The new pensions freedom is undoubtedly a good thing. From next April people will no longer have to purchase an annuity. Instead, they will be free to take their funds as a lump sum, use income drawdown, go down the annuity route or adopt a mixture of the above.
Having digested all these reforms, first announced in the March Budget, excitement has now turned to the proposal that people at the point of retirement should benefit from free "guidance" before they make a decision.
The government, having handed people the power to choose how they obtain an income in retirement, clearly (and sensibly) wants to ensure they have some kind of assistance to help them make the best-informed decision.
The question is: what form will the guidance take and will it go far enough? I'm guessing it won't. With greater freedom comes higher risk, so individuals need to be better informed than ever about their choices. But the guidance proposal, still under consultation, is unlikely to offer the breadth of advice and expertise needed by many people.
It is mooted as comprising just a 30-minute session (face-to-face, online or on the phone) and, as the TUC said recently, even half an hour of the best possible advice will not equip people for what could be 30 years of managing their pension pot.
Moreover, while the government was right to state the guidance should be delivered by independent organisations rather than product providers themselves, its choice of the Money Advice Service (MAS) to be one of the guidance organisations has rankled and worried some retirement experts.
There are question marks, for example, over whether the MAS is the right organisation to trust with delivering guidance. As Andrew Tyrie, chairman of the Treasury Committee, said just before we went to press: "It is concerning.The committee has expressed serious concerns about the ability of the MAS to perform its functions and has recommended that an independent review consider whether the MAS should exist at all as a statutory body."
It also seems somewhat unfair that independent financial advisers may need to fund up to 30% of the guidance costs, when they will lose out should consumers ditch proper advice in lieu of the free guidance – which brings me to another problem.
Will the majority of people understand that free guidance isn't the same as proper paid-for financial advice? Most people will need more than 30 minutes to become fully informed about the options open to them. Indeed, many will need the help of a qualified independent financial adviser.
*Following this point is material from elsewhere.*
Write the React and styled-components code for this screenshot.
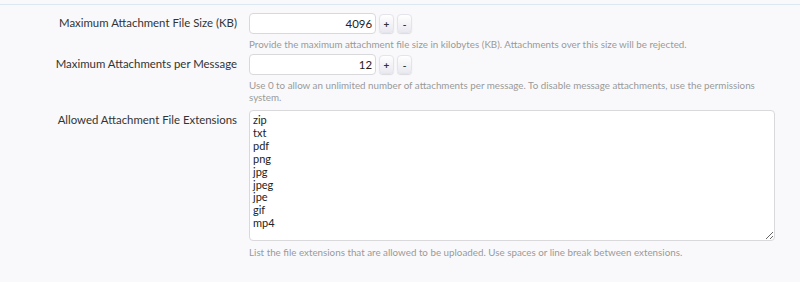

The fear is that these people will make a huge decision about their financial future on the basis of a 30-minute chat that barely scratches the surface of what they need.
Worse, there is a fear that younger people will see the free guidance as a substitute for financial advice and not bother seeking help earlier, when it could make a difference. After all, one costs money and the other is free – it would be a disaster if large numbers of people chose the latter option to their detriment.
If the guidance guarantee kickstarts some kind of flight to advice, great. But I suspect it will end up being a hurried 30-minute chat that only helps those people with tiny pension pots and uncomplicated financial affairs.
So while I'm pleased the government is embracing consumer education about retirement options, there remain two huge red flags: the guidance probably won't go far enough to help many people and it could confuse the public about what is guidance and what is proper financial advice.
The result? There could well be a drop-off in the number of people seeking good, qualified independent financial advice, which, in turn, could lead to people making disastrous decisions about their retirement. Don't be one of them.